I’ve seen a handful of news articles recently concerning law enforcement agencies branding photography as a terrorism related activity.
A new campaign by the Chicago Transit Authority suggests that civilians report photographers the same way they should report unattended packages and suspicious persons (coverage by NBC Chicago: Losing Focus: CTA Warns Against Excessive Photography).
There was also a recent article about photographers in the United Kingdom protesting the police’s ability (under anti-terrorism laws) to stop and search anyone for any or no reason; which, apparently, has been used as the excuse to harass photographers (CNN is carrying this story: Photographers protest over UK terror law). Luckily for them the European Court of Human Rights ruled that this legal power is a violation human rights.
But, on to the main point (there are hundreds of similar articles about photographers being harassed under the guise of anti-terrorism). At first glance we would probably think that it likely for terrorists (or would-be terrorists) to take photographs of the locations they’re planning to attack. It’s what happens in all the movies, right? Well, it is, in fact, entirely wrong.
I’d highly recommend reading through Bruce Schneier’s essay on the matter from June 2008: The War on Photography. He covers the topic far better than I could.
Go read the whole thing (it’s only about a page), but here’s the most relevant excerpts:
Clearly any terrorist is going to first photograph his target, so vigilance is required.

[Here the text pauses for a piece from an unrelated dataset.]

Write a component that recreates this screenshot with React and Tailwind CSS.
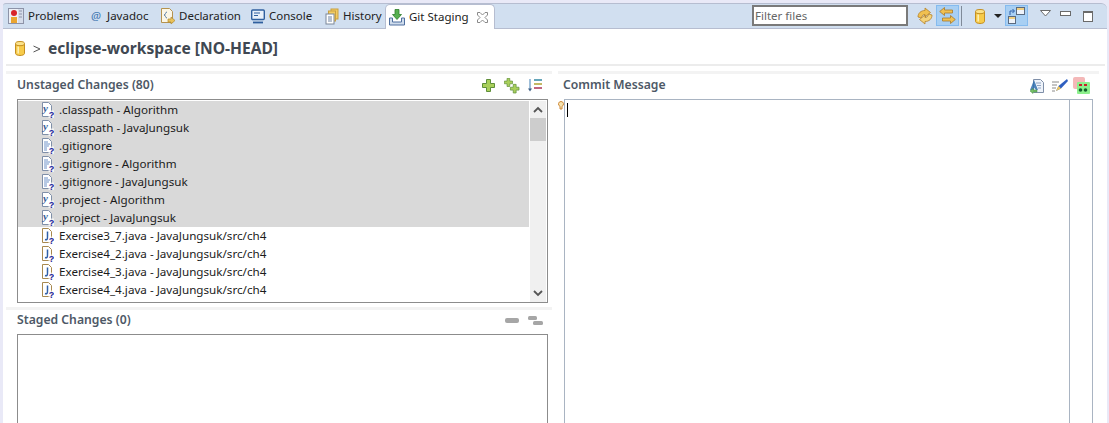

Except that it’s nonsense. The 9/11 terrorists didn’t photograph anything. Nor did the London transport bombers, the Madrid subway bombers, or the liquid bombers arrested in 2006. Timothy McVeigh didn’t photograph the Oklahoma City Federal Building. The Unabomber didn’t photograph anything; neither did shoe-bomber Richard Reid. Photographs aren’t being found amongst the papers of Palestinian suicide bombers. The IRA wasn’t known for its photography. Even those manufactured terrorist plots that the US government likes to talk about — the Ft. Dix terrorists, the JFK airport bombers, the Miami 7, the Lackawanna 6 — no photography.
So why the focus on photography?
Because it’s a movie-plot threat.
A movie-plot threat is a specific threat, vivid in our minds like the plot of a movie. You remember them from the months after the 9/11 attacks: anthrax spread from crop dusters, a contaminated milk supply, terrorist scuba divers armed with almanacs. Our imaginations run wild with detailed and specific threats, from the news, and from actual movies and television shows. These movie plots resonate in our minds and in the minds of others we talk to. And many of us get scared.
Now go read the whole article to see why movie-plot threats are the stupidest thing to guard against.
And don’t harass photographers for taking pictures.